» What you will do
Repeat the listing in full. Nothing may be added or left out.

» Material

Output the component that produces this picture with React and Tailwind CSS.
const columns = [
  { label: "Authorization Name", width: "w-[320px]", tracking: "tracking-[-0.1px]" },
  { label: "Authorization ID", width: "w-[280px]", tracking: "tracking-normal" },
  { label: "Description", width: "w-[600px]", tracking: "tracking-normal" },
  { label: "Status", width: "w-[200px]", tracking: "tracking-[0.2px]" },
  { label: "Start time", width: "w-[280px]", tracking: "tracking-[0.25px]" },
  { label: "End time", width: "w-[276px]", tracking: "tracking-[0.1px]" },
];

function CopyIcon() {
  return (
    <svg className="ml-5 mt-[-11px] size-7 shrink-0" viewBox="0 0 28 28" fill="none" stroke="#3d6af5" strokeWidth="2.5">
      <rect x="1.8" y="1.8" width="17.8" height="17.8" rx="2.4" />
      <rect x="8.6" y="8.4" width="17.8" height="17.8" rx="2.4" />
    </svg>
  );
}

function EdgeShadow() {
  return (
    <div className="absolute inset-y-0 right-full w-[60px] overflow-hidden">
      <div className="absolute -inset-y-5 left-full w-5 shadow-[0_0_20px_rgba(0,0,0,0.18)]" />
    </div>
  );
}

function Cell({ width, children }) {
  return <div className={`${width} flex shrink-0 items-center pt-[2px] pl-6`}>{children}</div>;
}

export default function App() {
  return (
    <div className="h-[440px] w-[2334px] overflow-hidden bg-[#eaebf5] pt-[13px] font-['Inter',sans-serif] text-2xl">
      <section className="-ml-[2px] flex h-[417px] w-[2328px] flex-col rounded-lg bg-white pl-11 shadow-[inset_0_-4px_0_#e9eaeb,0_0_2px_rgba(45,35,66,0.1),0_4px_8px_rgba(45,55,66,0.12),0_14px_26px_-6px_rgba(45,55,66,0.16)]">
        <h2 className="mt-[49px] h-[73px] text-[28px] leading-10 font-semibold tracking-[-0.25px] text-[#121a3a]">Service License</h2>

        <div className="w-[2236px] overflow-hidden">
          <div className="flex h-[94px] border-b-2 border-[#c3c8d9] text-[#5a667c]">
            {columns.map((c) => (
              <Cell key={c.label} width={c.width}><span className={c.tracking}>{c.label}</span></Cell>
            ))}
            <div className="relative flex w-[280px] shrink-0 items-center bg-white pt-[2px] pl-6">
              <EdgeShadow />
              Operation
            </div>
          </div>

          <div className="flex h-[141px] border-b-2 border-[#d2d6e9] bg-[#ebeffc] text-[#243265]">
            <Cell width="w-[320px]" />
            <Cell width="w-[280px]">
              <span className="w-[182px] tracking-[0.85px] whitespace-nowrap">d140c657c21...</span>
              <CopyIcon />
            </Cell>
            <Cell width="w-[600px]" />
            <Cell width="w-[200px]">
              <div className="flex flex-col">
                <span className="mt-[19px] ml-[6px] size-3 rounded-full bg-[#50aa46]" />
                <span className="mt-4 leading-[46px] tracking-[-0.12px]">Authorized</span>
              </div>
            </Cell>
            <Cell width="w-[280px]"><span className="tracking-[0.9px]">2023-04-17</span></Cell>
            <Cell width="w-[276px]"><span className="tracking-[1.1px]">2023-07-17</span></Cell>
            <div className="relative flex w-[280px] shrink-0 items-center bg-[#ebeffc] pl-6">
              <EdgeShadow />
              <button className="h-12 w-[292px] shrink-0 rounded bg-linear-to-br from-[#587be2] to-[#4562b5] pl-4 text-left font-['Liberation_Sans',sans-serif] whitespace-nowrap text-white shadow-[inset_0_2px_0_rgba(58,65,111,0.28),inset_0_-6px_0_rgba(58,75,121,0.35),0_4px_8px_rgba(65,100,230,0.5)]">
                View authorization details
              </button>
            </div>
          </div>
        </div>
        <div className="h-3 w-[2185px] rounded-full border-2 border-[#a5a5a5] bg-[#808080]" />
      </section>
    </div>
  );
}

» Exercise solution
Output the component that produces this picture with React and Tailwind CSS.
const columns = [
  { label: "Authorization Name", width: "w-[320px]", tracking: "tracking-[-0.1px]" },
  { label: "Authorization ID", width: "w-[280px]", tracking: "tracking-normal" },
  { label: "Description", width: "w-[600px]", tracking: "tracking-normal" },
  { label: "Status", width: "w-[200px]", tracking: "tracking-[0.2px]" },
  { label: "Start time", width: "w-[280px]", tracking: "tracking-[0.25px]" },
  { label: "End time", width: "w-[276px]", tracking: "tracking-[0.1px]" },
];

function CopyIcon() {
  return (
    <svg className="ml-5 mt-[-11px] size-7 shrink-0" viewBox="0 0 28 28" fill="none" stroke="#3d6af5" strokeWidth="2.5">
      <rect x="1.8" y="1.8" width="17.8" height="17.8" rx="2.4" />
      <rect x="8.6" y="8.4" width="17.8" height="17.8" rx="2.4" />
    </svg>
  );
}

function EdgeShadow() {
  return (
    <div className="absolute inset-y-0 right-full w-[60px] overflow-hidden">
      <div className="absolute -inset-y-5 left-full w-5 shadow-[0_0_20px_rgba(0,0,0,0.18)]" />
    </div>
  );
}

function Cell({ width, children }) {
  return <div className={`${width} flex shrink-0 items-center pt-[2px] pl-6`}>{children}</div>;
}

export default function App() {
  return (
    <div className="h-[440px] w-[2334px] overflow-hidden bg-[#eaebf5] pt-[13px] font-['Inter',sans-serif] text-2xl">
      <section className="-ml-[2px] flex h-[417px] w-[2328px] flex-col rounded-lg bg-white pl-11 shadow-[inset_0_-4px_0_#e9eaeb,0_0_2px_rgba(45,35,66,0.1),0_4px_8px_rgba(45,55,66,0.12),0_14px_26px_-6px_rgba(45,55,66,0.16)]">
        <h2 className="mt-[49px] h-[73px] text-[28px] leading-10 font-semibold tracking-[-0.25px] text-[#121a3a]">Service License</h2>

        <div className="w-[2236px] overflow-hidden">
          <div className="flex h-[94px] border-b-2 border-[#c3c8d9] text-[#5a667c]">
            {columns.map((c) => (
              <Cell key={c.label} width={c.width}><span className={c.tracking}>{c.label}</span></Cell>
            ))}
            <div className="relative flex w-[280px] shrink-0 items-center bg-white pt-[2px] pl-6">
              <EdgeShadow />
              Operation
            </div>
          </div>

          <div className="flex h-[141px] border-b-2 border-[#d2d6e9] bg-[#ebeffc] text-[#243265]">
            <Cell width="w-[320px]" />
            <Cell width="w-[280px]">
              <span className="w-[182px] tracking-[0.85px] whitespace-nowrap">d140c657c21...</span>
              <CopyIcon />
            </Cell>
            <Cell width="w-[600px]" />
            <Cell width="w-[200px]">
              <div className="flex flex-col">
                <span className="mt-[19px] ml-[6px] size-3 rounded-full bg-[#50aa46]" />
                <span className="mt-4 leading-[46px] tracking-[-0.12px]">Authorized</span>
              </div>
            </Cell>
            <Cell width="w-[280px]"><span className="tracking-[0.9px]">2023-04-17</span></Cell>
            <Cell width="w-[276px]"><span className="tracking-[1.1px]">2023-07-17</span></Cell>
            <div className="relative flex w-[280px] shrink-0 items-center bg-[#ebeffc] pl-6">
              <EdgeShadow />
              <button className="h-12 w-[292px] shrink-0 rounded bg-linear-to-br from-[#587be2] to-[#4562b5] pl-4 text-left font-['Liberation_Sans',sans-serif] whitespace-nowrap text-white shadow-[inset_0_2px_0_rgba(58,65,111,0.28),inset_0_-6px_0_rgba(58,75,121,0.35),0_4px_8px_rgba(65,100,230,0.5)]">
                View authorization details
              </button>
            </div>
          </div>
        </div>
        <div className="h-3 w-[2185px] rounded-full border-2 border-[#a5a5a5] bg-[#808080]" />
      </section>
    </div>
  );
}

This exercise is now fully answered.